Ещё двое погибших. Из ГБ и аспирантура

Владимир Бородин 4
   Люди  в  Тихоокеанском  океанологическом  институте  погибали:  от  пьянства (например,  Виталий  Терских,  да  и  пресловутый  Терёха),  при  массовом  отравлении  грибами  в  бухте  Витязь,  и  т. п.
  Но  демонстративное  самоубийство  Шейкина – это  следствие  атмосферы,  созданной  администрацией.
  Самосожжение  в  отделе  Богданова – из  той  же  оперы.  Суицид  в  отделе  информации  после  изнасилования  завотделом – тоже.

    А  вскоре  Борис  Фёдоров  принёс  весть:  покончила с  собой  Людмила  Наприенко,  наш  профорг.  Не  думаю,  что  это  чисто  бытовуха:  Люда  вела  себя  здраво,  прекрасно  понимала  меня,  да  и  других  людей.
  Жила  она  через  дорогу  от  моего  дома;  отец  снимал  ей  квартирку.

    Хоронила  Наприенко  лаборатория  Протасова.  В  последнюю  минуту,  когда  гроб  уже  стали  засыпать  землёй,  прилетел  её  отец.  Он  бросился    в  могилу,  бился  в припадке,  требовал вскрыть  гроб.  Душераздирающую  сцену  описал  Борис.

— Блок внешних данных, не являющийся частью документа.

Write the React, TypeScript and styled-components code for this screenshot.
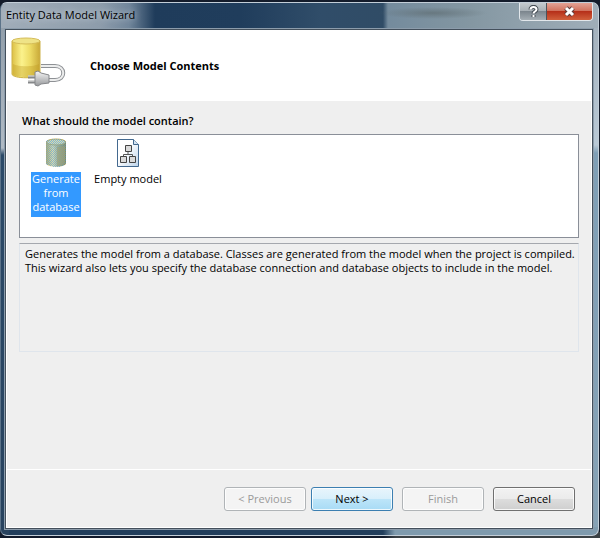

    Вторая  трагедия  случилась  позже:  сын  Щурова  убил  себя.  Щуров,  преуспевающий  завлаб,  выглядел  всегда  довольным  и  независимым;  и  вдруг…
    Фёдоров  рассказал,  что  Щуров  публично винил  себя  на  похоронах,  ревел  белугой.  Будто  бы  проклинал  атмосферу  в  институте.

    По-видимому,  Ильичёв  допускал,  что  и  я  «досрочно  умру»,  устроив  мне  крах  всех  надежд,  как  ему  казалось.
  Но  не  на  того  напал:  у  меня  ни  на миг  не  было  мысли  о  суициде.  Более  того,  я  очень  боялся,  что  несчастный  случай  мог  дать  повод  для  торжества  его  и  Аркашки.

    А  такое  могло  случиться:  я  был  рисковым.  Брат  моей  жены,  шофёр со  стажем,  говорил  не  раз,  что  я  авантюрно  перебегаю  улицы  перед  транспортом.  Он  замечал  меня  в  городе  не  раз,  а я  его - редко.

  Увозя  бандероль  для  КГБ  в  Артём,  я  едва  не  попал  между  платформой  и  отходящей  электричкой:  уходил  от  возможной  слежки.
    Но  ближе  всего  к  смерти  я  оказался,  когда  на  Моргородке  изо  всех  сил  бежал  на  электричку,  думая,  что  она  мчится  из  города  по  второй  колее.  А  она  была  чуркинская,  летела  по  первому  пути.

  Со  стороны  это  выглядело  как  бросок  под  колёса.  Электричка  промчалась  под  вой  сирены    в  двадцати  сантиметрах  перед  моим  лицом;  меня  чуть  не  сдуло  с  насыпи.  До  сих  пор  вспоминаю  с  содроганием.